Central Park, the green wonder of New York, is the first designed urban park in the United States. It’s not the largest park in New York, falling in size behind Pelham Bay and Van Cortlandt Parks in Bronx, Greenbelt Park in Staten Island, and Flushing Meadows/Corona Park in Queens. Nevertheless, at 843 acres it is large enough to fit the kingdom of Monaco almost twice!
Despite its deceptive appearance as a creation of Mother Nature, the park is man-made. It was designed by the park-builder team of architect Calvert Vaux and park designer Frederick Law Olmsted. They filled Central Park’s romantic landscape with lakes, meadows, lawns, numerous statues, an ancient Egyptian Obelisk, a rose garden, a carousel, 21 children’s playgrounds, a theater, a castle-turn-weather station, and two restaurants with idyllic views. Calvert Vaux designed 36 unique bridges, with no two looking alike. The nearly 20,000 trees that live in the park are all planted.


When the plans for a massive park in Manhattan were introduced, a committee was formed to choose the best design. Out of the 34 designs that reached the judges, the Greensward plan by Calvert Vaux and Frederick Law Olmsted was selected . One of the major problems with a giant park in the middle of the bustling city was that its central location could cut off the East Side from the West Side. For this reason, one of the main design requirements was to provide four roads linking both sides of the park. The winning design by Calvert Vaux and Frederick Law Olmsted offered the ingenious solution of four sunken roads running underneath the park that would serve crosstown traffic without disrupting the park. The judges loved the idea so much that they suggested creating similarly designed walking paths within the park. As the result, 58 miles of pedestrian paths wind over and under one another, with only one formal straight line — the Mall — leading to Bethesda Terrace.

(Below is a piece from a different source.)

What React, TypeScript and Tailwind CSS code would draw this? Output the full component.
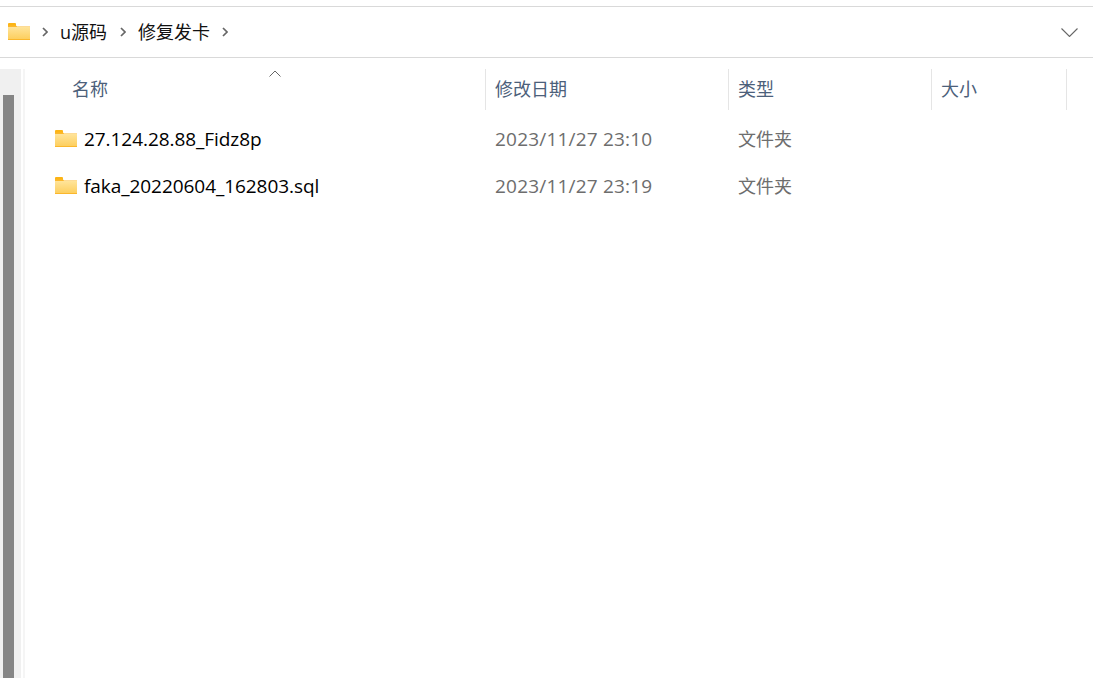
const font = { fontFamily: '"Open Sans", "Noto Sans CJK SC", sans-serif' }

function FolderIcon({ className }: { className?: string }) {
  return (
    <svg className={className} viewBox="0 0 22 17" width="22" height="17">
      <path d="M0 1a1 1 0 0 1 1-1h6a1 1 0 0 1 1 1v2H0z" fill="#fcb415" />
      <path d="M0 2.5h8L9 3.5h13V17H0z" fill="#fbb72c" />
      <rect x="0" y="4" width="22" height="12" fill="url(#folderFill)" />
      <defs>
        <linearGradient id="folderFill" x1="0" y1="0" x2="0" y2="1">
          <stop offset="0" stopColor="#ffe49a" />
          <stop offset="1" stopColor="#fdcf5f" />
        </linearGradient>
      </defs>
    </svg>
  )
}

function Crumb({ className }: { className?: string }) {
  return (
    <svg className={className} viewBox="0 0 6 10" width="6" height="10" fill="none">
      <path d="M1 1l4 4-4 4" stroke="#666" strokeWidth="1.7" />
    </svg>
  )
}

const rows = [
  { name: '27.124.28.88_Fidz8p', date: '2023/11/27 23:10' },
  { name: 'faka_20220604_162803.sql', date: '2023/11/27 23:19' },
]

export default function App() {
  return (
    <div className="h-[678px] w-[1093px] overflow-hidden bg-white flex flex-col pt-[6px] text-[18px]" style={font}>
      {/* Address bar */}
      <div className="h-[52px] shrink-0 border-y border-[#d9d9d9] flex items-center pl-[8px] pr-[15px] text-[#111]">
        <FolderIcon className="mb-[1px]" />
        <Crumb className="ml-[12px]" />
        <span className="ml-[12px] leading-none">u源码</span>
        <Crumb className="ml-[13px]" />
        <span className="ml-[12px] leading-none">修复发卡</span>
        <Crumb className="ml-[12px]" />
        <svg className="ml-auto" viewBox="0 0 17 9" width="17" height="9" fill="none">
          <path d="M0.5 0.5l8 8 8-8" stroke="#666" strokeWidth="1.1" />
        </svg>
      </div>

      <div className="flex flex-1 pt-[11px] min-h-0">
        {/* Scrollbar */}
        <div className="w-[21px] shrink-0 bg-[#f0f0f0] pl-[3px] pt-[26px]">
          <div className="w-[11px] h-full bg-[#858585]" />
        </div>
        <div className="w-[2px] shrink-0 bg-white" />
        <div className="w-[2px] shrink-0 bg-[#f5f5f5]" />

        {/* File list */}
        <div className="flex-1 min-w-0">
          <div className="relative flex h-[41px] text-[#4c607a]">
            <svg className="absolute left-[244px] top-[1px]" viewBox="0 0 12 7" width="12" height="7" fill="none">
              <path d="M0.5 6.5l5.5-5.5 5.5 5.5" stroke="#666" strokeWidth="1" />
            </svg>
            <div className="w-[460px] pl-[47px] pt-[7px]">名称</div>
            <div className="w-[243px] pl-[9px] pt-[7px] border-l border-[#e5e5e5]">修改日期</div>
            <div className="w-[203px] pl-[9px] pt-[7px] border-l border-[#e5e5e5]">类型</div>
            <div className="w-[136px] pl-[9px] pt-[7px] border-x border-[#e5e5e5]">大小</div>
          </div>
          <div className="pt-[6px]">
            {rows.map((row) => (
              <div key={row.name} className="flex h-[47px] items-center">
                <div className="w-[460px] pl-[30px] flex items-center gap-[7px] text-black">
                  <FolderIcon className="mb-[2px]" />
                  <span className="text-[19px] tracking-[-0.06px]">{row.name}</span>
                </div>
                <div className="w-[243px] pl-[10px] text-[19px] tracking-[0.2px] text-[#6d6d6d]">{row.date}</div>
                <div className="pl-[10px] text-[#6d6d6d]">文件夹</div>
              </div>
            ))}
          </div>
        </div>
      </div>
    </div>
  )
}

Central Park was conceived in Gilded Age New York — a time of tremendous wealth and extreme poverty. The masses of new immigrants that flooded the city lived in deplorable conditions devoid of light and fresh air. Frederick Law Olmsted envisioned the park as a great equalizer: an idyllic place for city dwellers where rich and poor alike could escape to nature, even if for a day. The plan, though wonderful in its conception, didn’t quite work at the time, since often times the poor could not afford a fair to get to the park. Nevertheless, everything starts with an idea, and Central Park eventually became exactly what the creators envisioned: a beautiful spot of nature in the middle of a metropolis, an easy escape from the city for a price of a subway fair, and a democratic place where people from all walks of life could enjoy the beauty of nature. It is a tribute to its amazing design that even now, visited by over 40 million people a year, Central Park has many quiet, secluded spots and still feels like a much-needed escape from the city.

Some Park Facts:
- The first landscaped public park in the nation and the most visited in the United States
- Location: from 59th to 110th Streets between 5th and 8th Avenues
- Created: 1860
- Completed: 1873
- Designed: Frederick Law Olmsted and Calvert Vaux
- Perimeter: 6 miles
- Dimensions: 2.5 M (4K) North to South, 0.5 M East to West.
- Benches: 6,000, 7 miles laid end-to-end.
- Cost of “adopting” a bench: $7,500 to $25,000.
- Cost of “adopting” a tree: $1,000 to $100,000.